### What you are asked to do
Only the lines from the one containing "Output the component" through the one containing "const GRAY = '#a8a8a8'" belong in the answer; copy them exactly and leave out pictures.

### Input records
☆ ☆ ☆

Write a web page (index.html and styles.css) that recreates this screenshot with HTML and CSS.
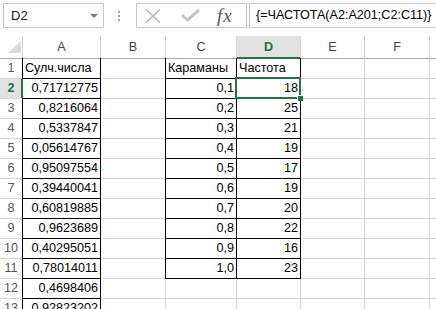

☆ ☆ ☆

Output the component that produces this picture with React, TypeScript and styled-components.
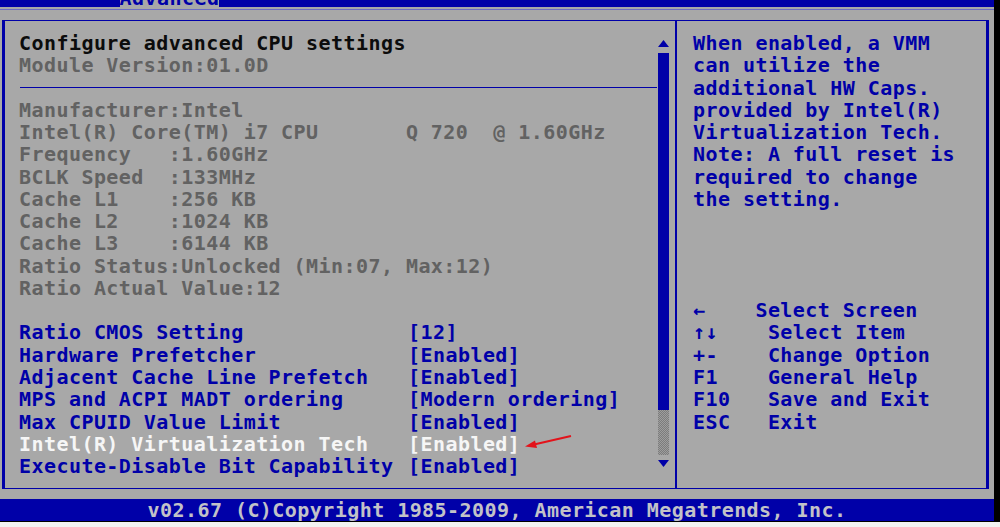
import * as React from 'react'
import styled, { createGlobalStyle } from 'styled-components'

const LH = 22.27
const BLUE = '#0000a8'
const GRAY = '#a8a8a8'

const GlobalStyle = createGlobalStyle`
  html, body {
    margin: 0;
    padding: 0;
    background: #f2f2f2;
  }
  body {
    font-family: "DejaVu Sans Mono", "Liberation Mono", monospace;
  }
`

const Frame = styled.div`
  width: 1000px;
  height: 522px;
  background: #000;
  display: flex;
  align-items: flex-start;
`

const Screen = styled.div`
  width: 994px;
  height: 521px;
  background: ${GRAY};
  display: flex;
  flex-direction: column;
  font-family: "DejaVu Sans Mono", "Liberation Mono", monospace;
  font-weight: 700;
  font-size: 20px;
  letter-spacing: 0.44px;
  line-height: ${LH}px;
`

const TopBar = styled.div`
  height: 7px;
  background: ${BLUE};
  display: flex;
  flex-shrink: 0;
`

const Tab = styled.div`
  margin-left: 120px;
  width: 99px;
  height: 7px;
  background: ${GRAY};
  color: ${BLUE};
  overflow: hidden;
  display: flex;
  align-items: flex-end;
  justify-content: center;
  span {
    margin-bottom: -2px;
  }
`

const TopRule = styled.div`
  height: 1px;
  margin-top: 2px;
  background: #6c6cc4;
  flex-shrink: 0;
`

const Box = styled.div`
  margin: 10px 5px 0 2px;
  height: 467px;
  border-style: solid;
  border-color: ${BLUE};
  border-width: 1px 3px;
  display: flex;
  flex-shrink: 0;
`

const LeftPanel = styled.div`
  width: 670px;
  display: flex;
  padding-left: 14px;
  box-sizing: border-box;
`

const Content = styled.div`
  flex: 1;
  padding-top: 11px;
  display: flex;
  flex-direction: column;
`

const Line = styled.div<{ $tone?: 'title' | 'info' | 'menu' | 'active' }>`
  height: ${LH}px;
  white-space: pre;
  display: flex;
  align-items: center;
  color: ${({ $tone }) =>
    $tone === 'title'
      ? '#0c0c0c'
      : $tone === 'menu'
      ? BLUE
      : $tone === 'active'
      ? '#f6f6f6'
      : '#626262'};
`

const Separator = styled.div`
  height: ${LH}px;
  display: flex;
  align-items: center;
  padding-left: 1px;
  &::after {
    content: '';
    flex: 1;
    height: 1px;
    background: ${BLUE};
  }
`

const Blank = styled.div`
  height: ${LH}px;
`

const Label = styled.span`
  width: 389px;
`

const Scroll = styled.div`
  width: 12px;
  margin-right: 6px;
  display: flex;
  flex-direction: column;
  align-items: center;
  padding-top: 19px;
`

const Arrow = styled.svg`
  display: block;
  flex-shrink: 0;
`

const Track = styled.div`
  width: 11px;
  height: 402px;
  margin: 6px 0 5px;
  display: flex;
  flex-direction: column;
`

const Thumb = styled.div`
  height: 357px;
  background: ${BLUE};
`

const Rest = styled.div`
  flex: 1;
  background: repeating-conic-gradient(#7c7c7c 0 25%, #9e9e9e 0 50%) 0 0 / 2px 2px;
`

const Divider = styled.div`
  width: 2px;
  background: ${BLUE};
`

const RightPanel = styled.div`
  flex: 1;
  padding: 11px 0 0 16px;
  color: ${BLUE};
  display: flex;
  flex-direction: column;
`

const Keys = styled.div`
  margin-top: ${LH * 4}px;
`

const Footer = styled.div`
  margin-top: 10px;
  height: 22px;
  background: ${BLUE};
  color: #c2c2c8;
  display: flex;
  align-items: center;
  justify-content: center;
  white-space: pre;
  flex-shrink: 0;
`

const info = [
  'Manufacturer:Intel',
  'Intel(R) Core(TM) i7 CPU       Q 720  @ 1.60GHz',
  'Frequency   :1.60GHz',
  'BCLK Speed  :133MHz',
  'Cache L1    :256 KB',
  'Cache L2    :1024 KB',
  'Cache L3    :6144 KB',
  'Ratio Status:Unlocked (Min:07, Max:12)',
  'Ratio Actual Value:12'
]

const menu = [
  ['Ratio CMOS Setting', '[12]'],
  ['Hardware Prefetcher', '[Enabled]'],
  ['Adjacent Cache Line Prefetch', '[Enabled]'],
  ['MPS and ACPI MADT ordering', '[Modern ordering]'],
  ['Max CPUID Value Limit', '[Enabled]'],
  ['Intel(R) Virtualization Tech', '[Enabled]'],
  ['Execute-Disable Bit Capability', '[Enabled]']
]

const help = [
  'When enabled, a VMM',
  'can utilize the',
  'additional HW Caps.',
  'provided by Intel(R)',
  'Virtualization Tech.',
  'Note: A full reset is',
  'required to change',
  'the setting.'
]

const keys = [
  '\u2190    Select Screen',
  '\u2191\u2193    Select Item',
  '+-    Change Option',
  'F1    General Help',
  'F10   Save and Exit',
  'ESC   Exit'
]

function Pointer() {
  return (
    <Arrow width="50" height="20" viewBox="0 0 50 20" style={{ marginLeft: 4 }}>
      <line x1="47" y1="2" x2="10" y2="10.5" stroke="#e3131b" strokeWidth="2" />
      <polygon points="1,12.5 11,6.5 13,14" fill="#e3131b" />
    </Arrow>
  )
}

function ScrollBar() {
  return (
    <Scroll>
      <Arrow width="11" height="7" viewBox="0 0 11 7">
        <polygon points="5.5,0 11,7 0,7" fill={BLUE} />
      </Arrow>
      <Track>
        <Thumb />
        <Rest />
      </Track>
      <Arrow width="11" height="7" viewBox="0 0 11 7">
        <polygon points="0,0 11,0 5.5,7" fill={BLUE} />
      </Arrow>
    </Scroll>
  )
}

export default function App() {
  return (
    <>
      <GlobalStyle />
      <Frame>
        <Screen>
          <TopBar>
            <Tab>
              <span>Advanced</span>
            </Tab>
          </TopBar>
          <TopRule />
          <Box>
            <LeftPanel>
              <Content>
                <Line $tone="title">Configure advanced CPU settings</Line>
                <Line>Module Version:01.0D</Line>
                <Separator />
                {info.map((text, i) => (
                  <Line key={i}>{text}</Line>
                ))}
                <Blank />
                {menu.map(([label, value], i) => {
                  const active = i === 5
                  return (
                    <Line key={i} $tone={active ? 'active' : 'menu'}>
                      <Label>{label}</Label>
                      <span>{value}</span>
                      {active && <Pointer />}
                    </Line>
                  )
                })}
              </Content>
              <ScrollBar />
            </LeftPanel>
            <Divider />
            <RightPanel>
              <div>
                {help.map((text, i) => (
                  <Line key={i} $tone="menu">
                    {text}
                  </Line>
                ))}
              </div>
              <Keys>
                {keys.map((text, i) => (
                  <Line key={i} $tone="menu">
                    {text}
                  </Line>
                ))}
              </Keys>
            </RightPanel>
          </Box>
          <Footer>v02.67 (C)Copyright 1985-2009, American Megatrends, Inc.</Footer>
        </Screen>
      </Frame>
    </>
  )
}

☆ ☆ ☆

### Written solution
Output the component that produces this picture with React, TypeScript and styled-components.
import * as React from 'react'
import styled, { createGlobalStyle } from 'styled-components'

const LH = 22.27
const BLUE = '#0000a8'
const GRAY = '#a8a8a8'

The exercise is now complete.